The 1972 Convention Concerning the Protection of the World Cultural and Natural Heritage provides a mechanism by which governments can seek international recognition for places of special historic, cultural or natural significance by listing them on a roster of “world heritage sites.” This roster is developed by an international authority called the World Heritage Committee, which operates in association with UNESCO (United Nations Educational, Scientific and Cultural Organization). UNESCO’s “Man and the Biosphere” Program also involves a list of international sites, some four dozen now in the United States.

The proliferation of such international treaties and programs has provoked concern, particularly in the western United States. Members of Congress were particularly alarmed at the U.N.’s apparent intervention into a domestic environmental dispute near Yellowstone National Park. In response, House Resources Committee Chairman Don Young (R-AK) introduced “The American Land Sovereignty Protection Act” in the summer of 1996. The measure would require the express, prior consent of Congress (and of relevant state and local authorities) before submitting any particular American site to international supervision.

The controversy regarding Yellowstone arose from a 1989 proposal by Crown Butte Mines, Inc. to develop a Montana mining site, known as the New World Mine, near Yellowstone Park. From the outset, environmental advocacy groups denounced the project as a threat to the Yellowstone ecosystem. To prevent the mine’s development, fourteen environmental groups asked the World Heritage Committee to investigate the threat posed to Yellowstone by the proposed Crown Butte mine. The Committee obliged and voted to place Yellowstone on its list of sites “in danger,” though even the draft Environmental Impact Statement had not yet been completed. The environmental groups trumpeted this action as yet another reason to oppose the mine. The American delegate at the meeting assured the committee that the United States government did not regard this decision as an improper intrusion into the domestic law or policy of the United States.

Rather than try to defend its project, Crown Butte announced, in August 1996, that it was abandoning its effort to develop a mine in the Yellowstone area. Instead, it accepted a U.S. government offer to trade its mining claims there for others at another site to be determined.

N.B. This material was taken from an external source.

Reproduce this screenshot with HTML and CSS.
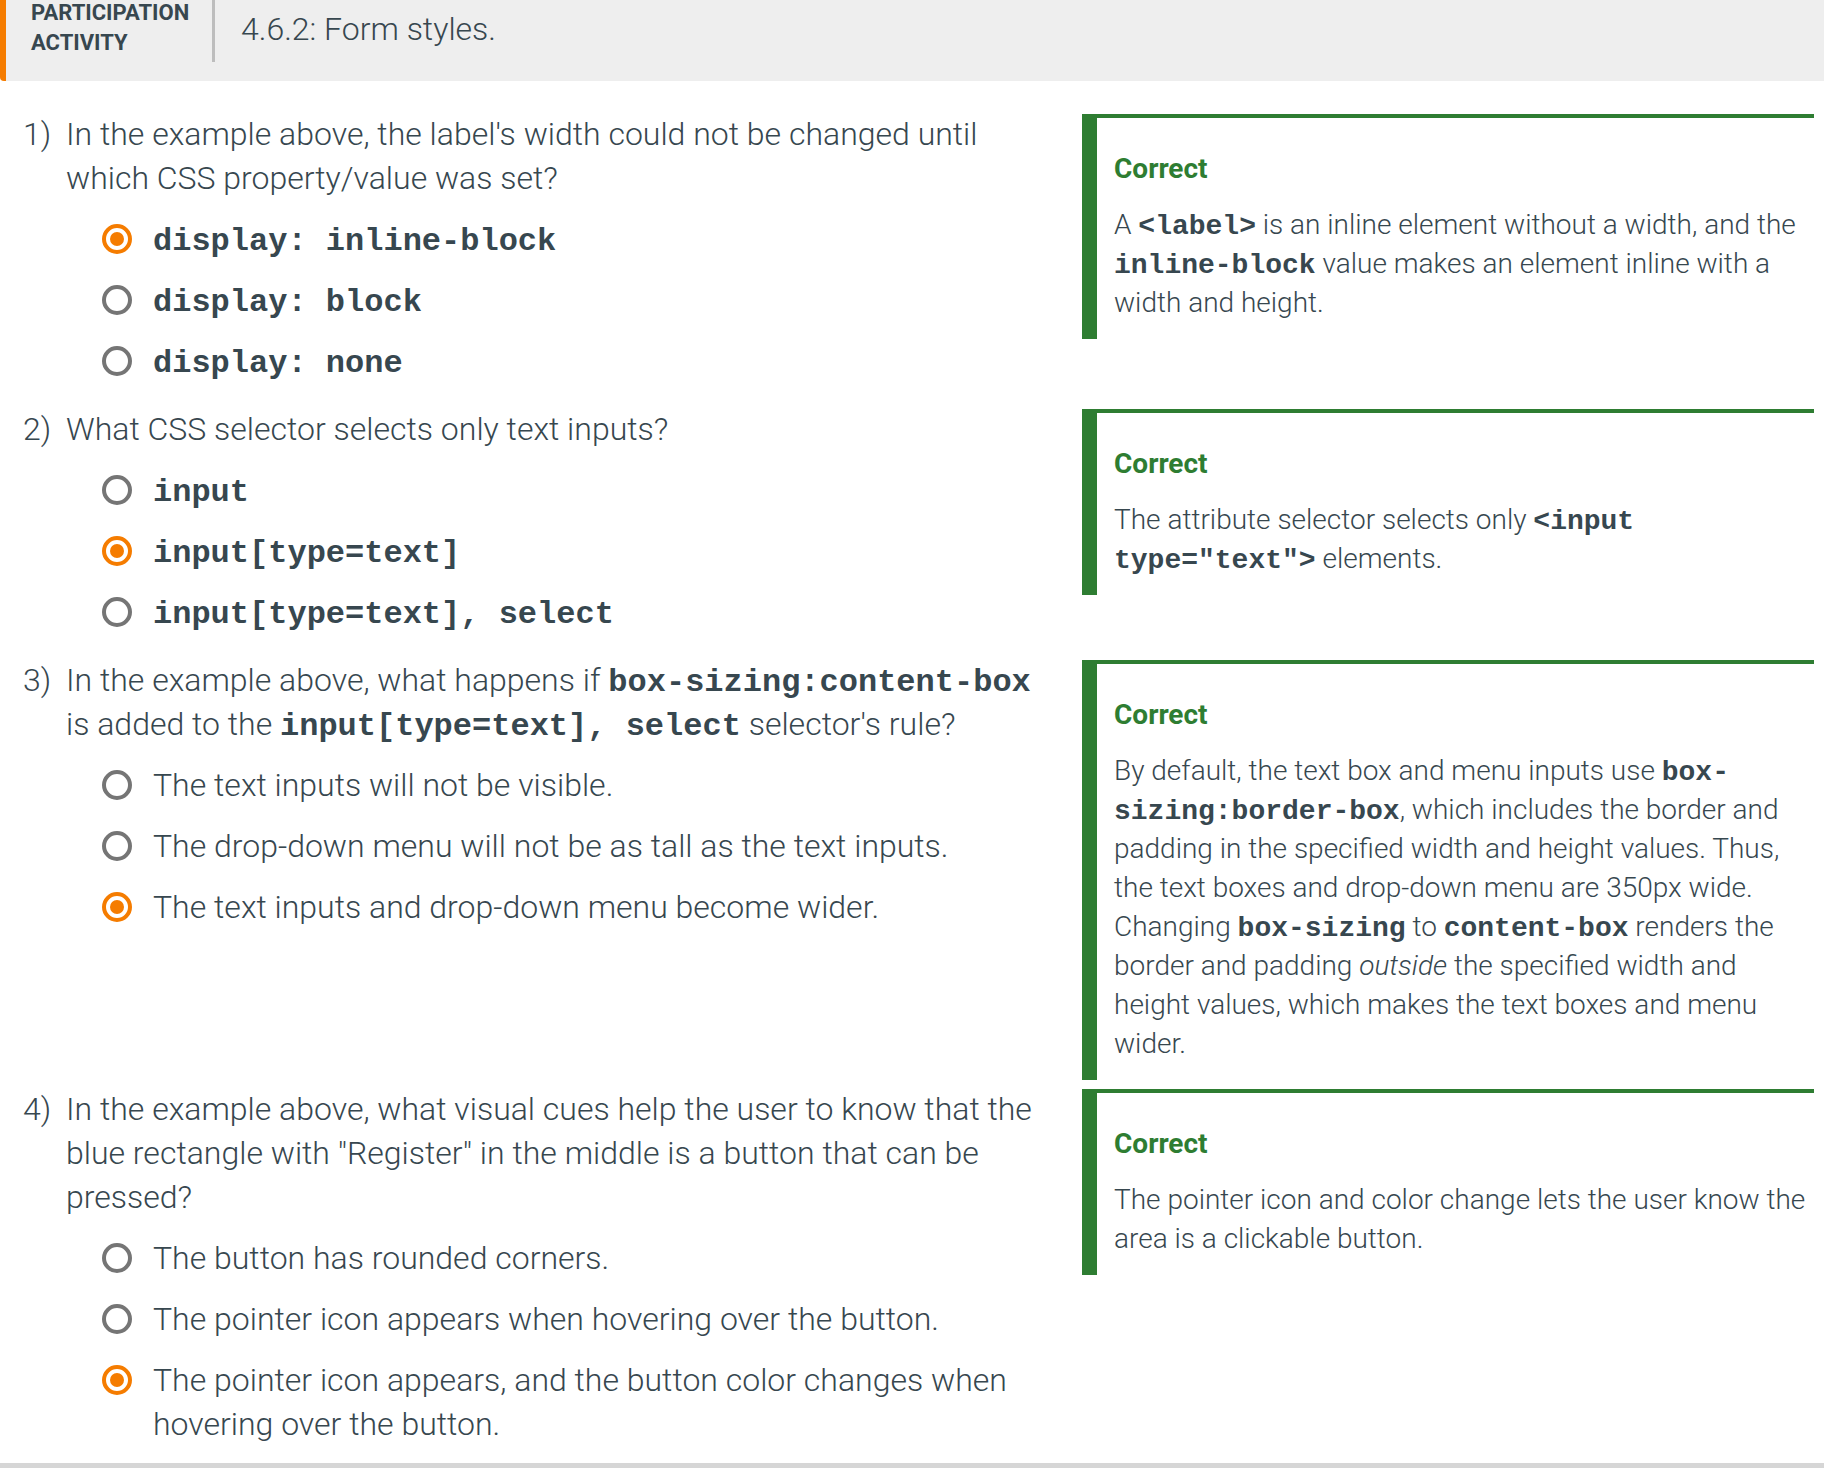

Perhaps the outcome would have been the same even if the World Heritage Committee had not been brought into the dispute. But environmental advocates thought they gained extra leverage by appealing to international authorities. And the U.S. government, rather than rely on its own legally mandated procedures, readily cooperated in this effort to use an international entity to influence the resolution of an internal domestic dispute. The leading actors in this little drama were quite ready to invoke international obligations as the cover story for what they did.

The assumption behind the World Heritage program is that a site of special historic,  ultural or scenic importance is better protected by an international consortium of governments than by the particular sovereign state on whose territory it exists. In other words, such sites will be better protected by diffusing responsibility for their protection among many different governments than by focusing responsibility on the government most concerned. The “Strategic Plan for the U.S. Biosphere Reserve Program,” frequently invokes the ambiguous term “stakeholder,” an amorphous term designed to blur distinctions between owner and spectator and citizen and outsider.

It may be argued that programs of this kind, even if they do little good, still do no great harm. What they do is nurture a kind of alternate reality. It is mostly a fantasy world and as such does not impinge very often or very directly on the real world. But fantasies can evolve into settled delusions and delusions can carry people – and governments – in very foolish directions. At the very least, these programs are a threat to the clarity of law.

If programs like the World Heritage Convention and the Biosphere Network are symbolic, they are symbols of an outlook that imagines we can have regulation without law, obligation without enforcement, agreement without compromise, protection without possession – and a world without borders. We can dismiss these programs as symbols. But they symbolize visions which, if taken seriously, would be quite dangerous.